7 Ways To Diversify Your Portfolio
So, what are the best ways to diversify beyond the traditional assets of cash savings, bonds, and shares? Here are seven options you might want to consider.
1. Property
Property has long been a popular investment choice in Australia. Residential homes, commercial buildings and property investment trusts all offer different ways to gain exposure to the real estate market.
Many investors are attracted to property because it may generate rental income while also increasing in value over time. Property can also move independently from share markets during certain economic conditions, which is another reason to invest in it.
On the other hand, buying property usually requires handing over a significant amount of capital upfront. Additionally, there are also ongoing costs you will need to cover, including maintenance, insurance, council rates and loan repayments.
That said, for investors who would prefer a lower entry point, listed property funds might be a good option to explore. They offer exposure to the property sector without purchasing a physical building, which helps to reduce risk.
2. Cryptocurrency
Cryptocurrency has become one of the most talked-about investment categories of the past decade. However, because digital currencies are known for their price volatility, some investors allocate a small portion of their portfolios to this asset class.
Rather than replacing traditional investments, cryptocurrency is often viewed as one piece of a diversified portfolio. Indeed, many investors limit their exposure to an amount they are comfortable with while keeping most of their investments in other asset classes.

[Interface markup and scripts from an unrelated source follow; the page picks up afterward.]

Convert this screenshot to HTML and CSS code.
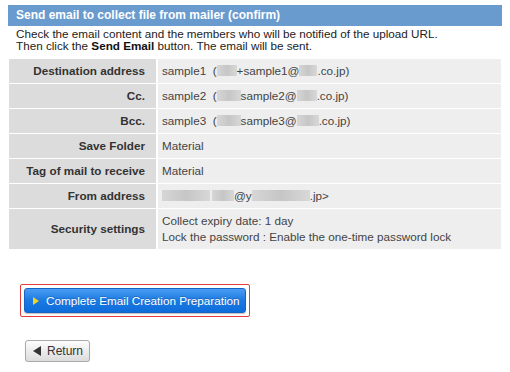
FILE: index.html
```html
<!DOCTYPE html>
<html lang="en">

<head>
    <meta charset="UTF-8">
    <title>Send email to collect file from mailer (confirm)</title>
    <link rel="stylesheet" href="styles.css">
</head>

<body>
    <h1 class="title">Send email to collect file from mailer (confirm)</h1>
    <p class="intro">
        Check the email content and the members who will be notified of the upload URL.<br>
        Then click the <b>Send Email</b> button. The email will be sent.
    </p>

    <table class="confirm">
        <tr>
            <th>Destination address</th>
            <td>sample1&nbsp; (<span class="mask w20"></span>+sample1@<span class="mask w18"></span>.co.jp)</td>
        </tr>
        <tr>
            <th>Cc.</th>
            <td>sample2&nbsp; (<span class="mask w24"></span>sample2@<span class="mask w20"></span>.co.jp)</td>
        </tr>
        <tr>
            <th>Bcc.</th>
            <td>sample3&nbsp; (<span class="mask w24"></span>sample3@<span class="mask w22"></span>.co.jp)</td>
        </tr>
        <tr>
            <th>Save Folder</th>
            <td>Material</td>
        </tr>
        <tr>
            <th>Tag of mail to receive</th>
            <td>Material</td>
        </tr>
        <tr>
            <th>From address</th>
            <td><span class="mask w48"></span><span class="mask w22"></span>@y<span class="mask w58"></span>.jp&gt;</td>
        </tr>
        <tr>
            <th>Security settings</th>
            <td>
                Collect expiry date: 1 day<br>
                Lock the password : Enable the one-time password lock
            </td>
        </tr>
    </table>

    <div class="actions">
        <div class="focus-ring">
            <button class="btn-primary"><span class="arrow"></span>Complete Email Creation Preparation</button>
        </div>
    </div>

    <div class="back">
        <button class="btn-back"><span class="arrow-left"></span>Return</button>
    </div>
</body>

</html>
```

FILE: styles.css
```css
body {
    font-family: "Liberation Sans", Arial, sans-serif;
    font-size: 11.7px;
    color: #222;
    background-color: #fff;
    margin: 5px 8px;
}

.title {
    margin: 0;
    padding: 0 8px;
    height: 21px;
    line-height: 21px;
    font-size: 12px;
    font-weight: bold;
    color: #fff;
    background-color: #6a9bcf;
}

.intro {
    margin: 2px 0 0;
    padding: 0 8px;
    line-height: 12px;
    color: #222;
}

.intro b {
    color: #111;
}

.confirm {
    width: 100%;
    margin-top: 6px;
    border-collapse: separate;
    border-spacing: 1px;
}

.confirm th,
.confirm td {
    padding: 4px 4px;
    line-height: 16px;
    height: 16px;
}

.confirm th {
    width: 132px;
    text-align: right;
    padding-right: 11px;
    font-weight: bold;
    color: #333;
    background-color: #dcdcdc;
    white-space: nowrap;
}

.confirm td {
    color: #444;
    background-color: #eee;
    border-left: 1px solid #fff;
}

.mask {
    display: inline-block;
    height: 11px;
    vertical-align: -1px;
    background: linear-gradient(90deg, #d6d6d6, #c6c6c6 50%, #d8d8d8);
}

.w18 { width: 18px; }
.w20 { width: 20px; }
.w22 { width: 22px; }
.w24 { width: 24px; }
.w48 { width: 48px; margin-right: 2px; }
.w58 { width: 58px; }

.actions {
    margin-top: 34px;
    padding-left: 12px;
}

.focus-ring {
    display: inline-block;
    padding: 3px;
    border: 1px solid #e63c3c;
    border-radius: 2px;
}

.btn-primary {
    display: flex;
    align-items: center;
    height: 25px;
    padding: 0 5px 0 8px;
    font-family: "Liberation Sans", Arial, sans-serif;
    font-size: 11.7px;
    color: #fff;
    white-space: nowrap;
    border: 1px solid #1563c4;
    border-radius: 3px;
    background: linear-gradient(#4a9cf2, #1b79e2 50%, #0f6ddb);
    box-shadow: 0 1px 1px rgba(0, 0, 0, 0.25);
    text-shadow: 0 -1px 0 rgba(0, 0, 0, 0.2);
}

.arrow {
    width: 0;
    height: 0;
    margin-right: 7px;
    border-top: 4px solid transparent;
    border-bottom: 4px solid transparent;
    border-left: 6px solid #f1d422;
}

.back {
    margin-top: 23px;
    padding-left: 17px;
}

.btn-back {
    display: flex;
    align-items: center;
    height: 22px;
    padding: 0 6px 0 7px;
    font-family: "Liberation Sans", Arial, sans-serif;
    font-size: 12px;
    color: #333;
    border: 1px solid #a9a9a9;
    border-radius: 3px;
    background: linear-gradient(#fdfdfd, #e9e9e9 60%, #dcdcdc);
    box-shadow: 0 1px 1px rgba(0, 0, 0, 0.15);
}

.arrow-left {
    width: 0;
    height: 0;
    margin-right: 6px;
    border-top: 5px solid transparent;
    border-bottom: 5px solid transparent;
    border-right: 8px solid #333;
}
```
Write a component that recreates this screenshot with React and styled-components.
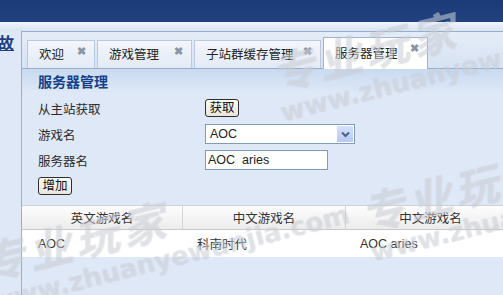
import styled, { createGlobalStyle } from "styled-components";

const GlobalStyle = createGlobalStyle`
  html, body {
    margin: 0;
    padding: 0;
    width: 503px;
    height: 295px;
    overflow: hidden;
    background: #dfe8f6;
    font-family: "Liberation Sans", "Noto Sans CJK SC", sans-serif;
    font-size: 12px;
    color: #222;
  }
`;

const Page = styled.div`
  position: relative;
  width: 503px;
  height: 295px;
  overflow: hidden;
  display: flex;
  flex-direction: column;
`;

const TopBar = styled.div`
  height: 22px;
  flex: none;
  background: linear-gradient(#1a3a78, #21427f);
`;

const Strip = styled.div`
  height: 9px;
  flex: none;
  background: linear-gradient(#f1f5fb, #d9e4f3);
`;

const Main = styled.div`
  flex: 1;
  display: flex;
`;

const LeftCol = styled.div`
  width: 21px;
  flex: none;
  overflow: hidden;
  display: flex;
  justify-content: flex-end;
  padding-top: 3px;
`;

const NavLink = styled.a`
  font-size: 16px;
  font-weight: bold;
  color: #1c3f80;
  text-decoration: underline;
  white-space: nowrap;
  margin-right: 7px;
  line-height: 20px;
`;

const Panel = styled.div`
  flex: 1;
  border-left: 1px solid #99aece;
  border-top: 1px solid #99aece;
  display: flex;
  flex-direction: column;
`;

const TabStrip = styled.div`
  height: 36px;
  display: flex;
  align-items: flex-end;
  gap: 2px;
  padding-left: 5px;
  border-bottom: 1px solid #99aece;
  background: linear-gradient(#e4ecf7, #d7e3f3);
`;

const Tab = styled.div`
  height: ${(p) => (p.$active ? 32 : 28)}px;
  width: ${(p) => p.$w}px;
  box-sizing: border-box;
  display: flex;
  align-items: center;
  justify-content: space-between;
  padding: 0 8px 3px 11px;
  font-size: 12.5px;
  color: #222;
  background: ${(p) => (p.$active ? "#fff" : "linear-gradient(#f3f6fb, #e2eaf5)")};
  border: 1px solid ${(p) => (p.$active ? "#9fb3d0" : "#b9c9df")};
  border-bottom: none;
  margin-bottom: ${(p) => (p.$active ? -1 : 0)}px;
`;

const Close = styled.span`
  font-size: 11px;
  font-weight: bold;
  color: #8a95a5;
  align-self: flex-start;
  margin-top: 4px;
`;

const Header = styled.div`
  height: 23px;
  display: flex;
  align-items: center;
  padding-left: 16px;
  font-size: 14px;
  font-weight: bold;
  color: #15408a;
  background: linear-gradient(#c9daf0, #dde8f6);
`;

const Form = styled.div`
  display: grid;
  grid-template-columns: 167px auto;
  grid-auto-rows: 26px;
  align-items: center;
  padding: 3px 0 0 16px;
`;

const Label = styled.span`
  font-size: 12.5px;
  color: #2a2a2a;
`;

const Button = styled.button`
  font-family: "Liberation Sans", "Noto Sans CJK SC", sans-serif;
  font-size: 12.5px;
  height: 18px;
  width: 34px;
  padding: 0;
  border: 1px solid #2f2f2f;
  border-radius: 3px;
  background: linear-gradient(#fbfbf8, #e8e6dc);
  color: #111;
  line-height: 14px;
  justify-self: start;
`;

const Select = styled.div`
  width: 150px;
  height: 20px;
  box-sizing: border-box;
  border: 1px solid #7f9db9;
  background: #fff;
  display: flex;
  align-items: center;
  justify-content: space-between;
  padding-left: 4px;
  font-size: 12.5px;
`;

const Arrow = styled.span`
  width: 16px;
  height: 16px;
  margin-right: 1px;
  background: linear-gradient(#d5e1fb, #b6c9f4);
  display: flex;
  align-items: center;
  justify-content: center;
`;

const Input = styled.div`
  width: 123px;
  height: 20px;
  box-sizing: border-box;
  border: 1px solid #7f9db9;
  background: #fff;
  display: flex;
  align-items: center;
  padding-left: 2px;
  font-size: 12.5px;
  white-space: pre;
`;

const Table = styled.div`
  margin-top: 6px;
  display: grid;
  grid-template-columns: 161px 163px 170px;
`;

const Th = styled.div`
  height: 23px;
  display: flex;
  align-items: center;
  justify-content: center;
  font-size: 12.5px;
  color: #333;
  background: linear-gradient(#fdfdfd, #ececec);
  border-top: 1px solid #d0d0d0;
  border-bottom: 1px solid #c8c8c8;
  border-right: 1px solid #d4d4d4;
`;

const Td = styled.div`
  height: 27px;
  display: flex;
  align-items: center;
  padding-left: ${(p) => p.$pad}px;
  font-size: 12.5px;
  color: #333;
  background: #fff;
`;

const Mark = styled.div`
  position: absolute;
  left: ${(p) => p.$x}px;
  top: ${(p) => p.$y}px;
  transform: rotate(-14deg);
  pointer-events: none;
  color: rgba(255, 255, 255, 0.35);
  text-shadow: 0 0 1px rgba(120, 130, 150, 0.35);
  font-weight: bold;
  white-space: nowrap;
  line-height: 1;
`;

const MarkBig = styled.div`
  font-size: 44px;
  letter-spacing: 4px;
  font-style: italic;
`;

const MarkSmall = styled.div`
  font-size: 26px;
  font-family: "DejaVu Sans", sans-serif;
  margin-top: 2px;
`;

const tabs = [
  { name: "欢迎", w: 68 },
  { name: "游戏管理", w: 95 },
  { name: "子站群缓存管理", w: 127 },
  { name: "服务器管理", w: 105, active: true },
];

function Watermark({ x, y }) {
  return (
    <Mark $x={x} $y={y}>
      <MarkBig>专业玩家</MarkBig>
      <MarkSmall>www.zhuanyewanjia.com</MarkSmall>
    </Mark>
  );
}

export default function App() {
  return (
    <Page>
      <GlobalStyle />
      <TopBar />
      <Strip />
      <Main>
        <LeftCol>
          <NavLink href="#">故</NavLink>
        </LeftCol>
        <Panel>
          <TabStrip>
            {tabs.map((t) => (
              <Tab key={t.name} $w={t.w} $active={t.active}>
                <span>{t.name}</span>
                <Close>✖</Close>
              </Tab>
            ))}
          </TabStrip>
          <Header>服务器管理</Header>
          <Form>
            <Label>从主站获取</Label>
            <Button>获取</Button>
            <Label>游戏名</Label>
            <Select>
              <span>AOC</span>
              <Arrow>
                <svg width="9" height="7" viewBox="0 0 9 7">
                  <path d="M1 1.5 L4.5 5 L8 1.5" fill="none" stroke="#4d6185" strokeWidth="2" />
                </svg>
              </Arrow>
            </Select>
            <Label>服务器名</Label>
            <Input>AOC  aries</Input>
            <Button>增加</Button>
          </Form>
          <Table>
            <Th>英文游戏名</Th>
            <Th>中文游戏名</Th>
            <Th>中文游戏名</Th>
            <Td $pad={16}>AOC</Td>
            <Td $pad={14}>科南时代</Td>
            <Td $pad={14}>AOC aries</Td>
          </Table>
        </Panel>
      </Main>
      <Watermark x={270} y={10} />
      <Watermark x={-20} y={200} />
      <Watermark x={360} y={150} />
    </Page>
  );
}
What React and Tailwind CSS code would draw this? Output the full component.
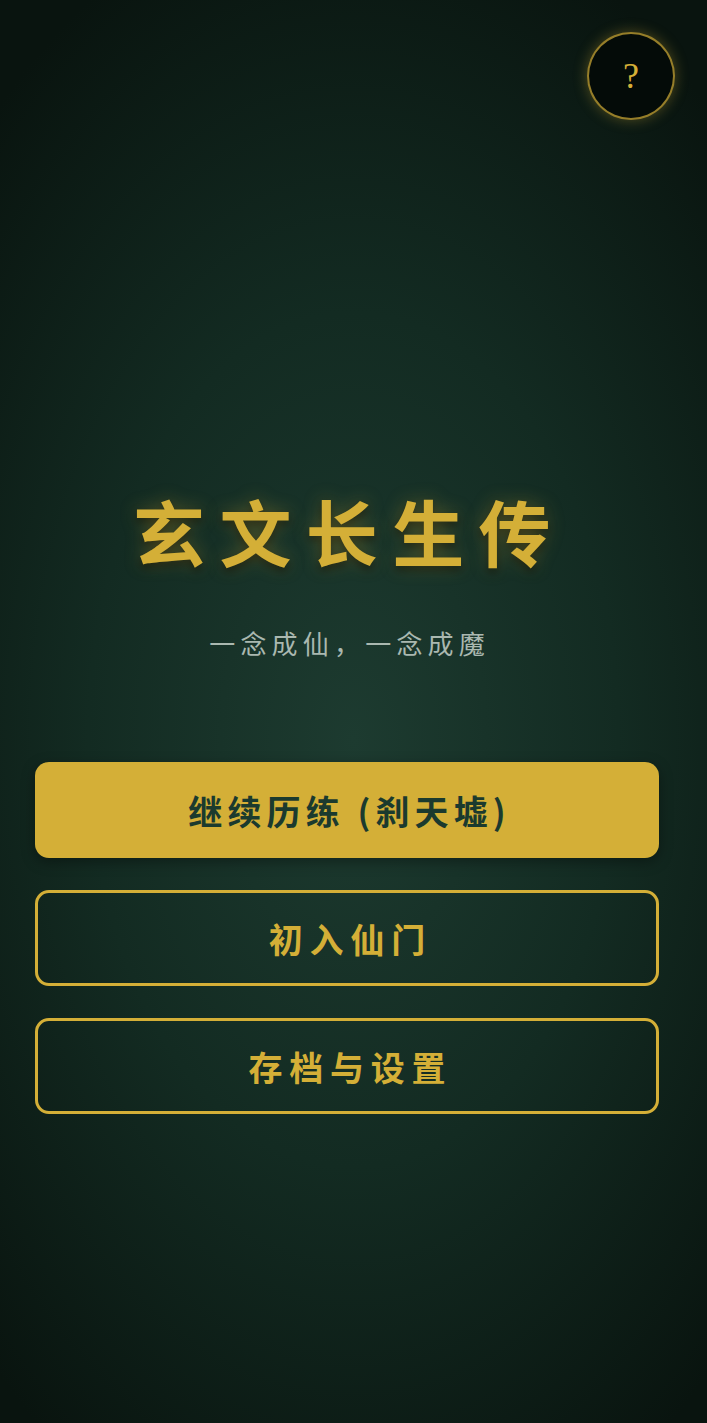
import React from 'react';

const menu = [
    { label: '继续历练 (刹天墟)', primary: true },
    { label: '初入仙门' },
    { label: '存档与设置' },
];

const App = () => {
    return (
        <div className="relative min-h-screen w-full overflow-hidden bg-[radial-gradient(ellipse_75%_60%_at_50%_52%,#1d3b30_0%,#132b22_50%,#09140f_100%)] font-['Noto_Sans_CJK_SC','Noto_Sans',sans-serif]">
            {/* help button */}
            <button className="absolute top-[32px] right-[32px] w-[88px] h-[88px] rounded-full bg-[#040b08] border-2 border-[#d4af37]/70 shadow-[0_0_14px_rgba(212,175,55,0.35)] flex items-center justify-center">
                <span className="text-[#d4af37] text-[36px] leading-none font-['Liberation_Serif',serif]">?</span>
            </button>

            <div className="w-[694px] flex flex-col items-center pt-[494px] pb-24">
                <h1 className="text-[72px] leading-none font-bold tracking-[0.2em] pl-[4px] text-[#d4af37] [text-shadow:0_0_18px_rgba(212,175,55,0.35),0_4px_8px_rgba(0,0,0,0.6)]">
                    玄文长生传
                </h1>
                <p className="mt-[67px] text-[26px] leading-none tracking-[0.2em] pl-[0.2em] text-[#aab8b0] font-['Liberation_Serif','Noto_Sans_CJK_SC',serif]">
                    一念成仙，一念成魔
                </p>

                <div className="w-full px-[35px] mt-[103px] flex flex-col gap-8">
                    {menu.map((item) => (
                        <button
                            key={item.label}
                            className={
                                item.primary
                                    ? 'h-[96px] rounded-[14px] bg-[#d4af37] text-[#1b3a2e] text-[34px] font-bold tracking-[0.15em] pl-[0.15em] shadow-[0_4px_14px_rgba(0,0,0,0.35)]'
                                    : 'h-[96px] rounded-[14px] border-[3px] border-[#d4af37] text-[#d4af37] text-[34px] font-bold tracking-[0.2em] pl-[0.2em]'
                            }
                        >
                            {item.label}
                        </button>
                    ))}
                </div>
            </div>
        </div>
    );
};

export default App;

Anyone considering digital assets should take time to understand how cryptocurrencies work. It is also worth getting a handle on how they are stored, and the risks involved in investing in them. Reputable Australian exchanges such as bitcoin.com.au offer educational resources which make it easier for newcomers to learn about this market before investing.
3. Gold and Other Commodities
Gold has been viewed as a store of value for centuries. It is particularly popular during periods of economic uncertainty, when some investors turn to precious metals because they are considered a tangible asset.
Other commodities include silver, oil, agricultural products, and industrial metals such as aluminium. These markets are influenced by factors such as global supply, demand and economic activity. Hence, they often move differently from shares.
For some investors, commodities can provide a good layer of diversification. However, you should be aware that prices can also change very quickly.
4. Bonds
Bonds are sometimes overlooked because they usually produce lower returns than shares over long periods. Even so, they continue to play an important role in many people’s investment portfolios.
Government bonds are generally considered lower-risk because they are backed by governments. Corporate bonds, on the other hand, are issued by businesses and usually offer higher returns, albeit with greater risk.
Many investors use bonds to generate regular income and to reduce the ups and downs that can come with share market investing.
5. Infrastructure Investments
Infrastructure investments include assets that communities rely on every day. These may include airports, toll roads, ports, electricity networks and renewable energy projects.
Many of these assets generate income over long periods through user fees or long-term contracts. Because people continue to use these services regardless of economic conditions, it is entirely possible that infrastructure investments may yield relatively stable returns.
Individual investors can gain exposure to this asset class through listed infrastructure funds, or exchange-traded funds that hold a collection of infrastructure assets across Australia and overseas.
6. Private Equity or Venture Capital
Private equity involves investing in businesses that are not publicly traded on a stock exchange. It differs from venture capital, which focuses on newer businesses that have strong growth potential.
These investments may deliver attractive returns if a business performs well. However, they also carry higher levels of risk. Indeed, many young companies never achieve long-term success.
Private equity investments often require investors to leave their money invested for several years. Therefore, they might be less suitable for anyone who may need quick access to their funds.
7. Collectibles
Collectibles have become another popular option for investors looking beyond shares and property. Some notable examples include artwork, rare coins, vintage wine, classic cars, trading cards and luxury watches.
Occasionally, some collectibles increase substantially in value over time, particularly when they are extremely rare, or demand exceeds supply.
However, success in this market often requires specialist knowledge, which can be a barrier to entry. Determining authenticity, condition and market value can all be difficult for beginners.
In addition, collectibles may also be harder to sell quickly than shares or managed funds. So, you should always consider liquidity before making a purchase.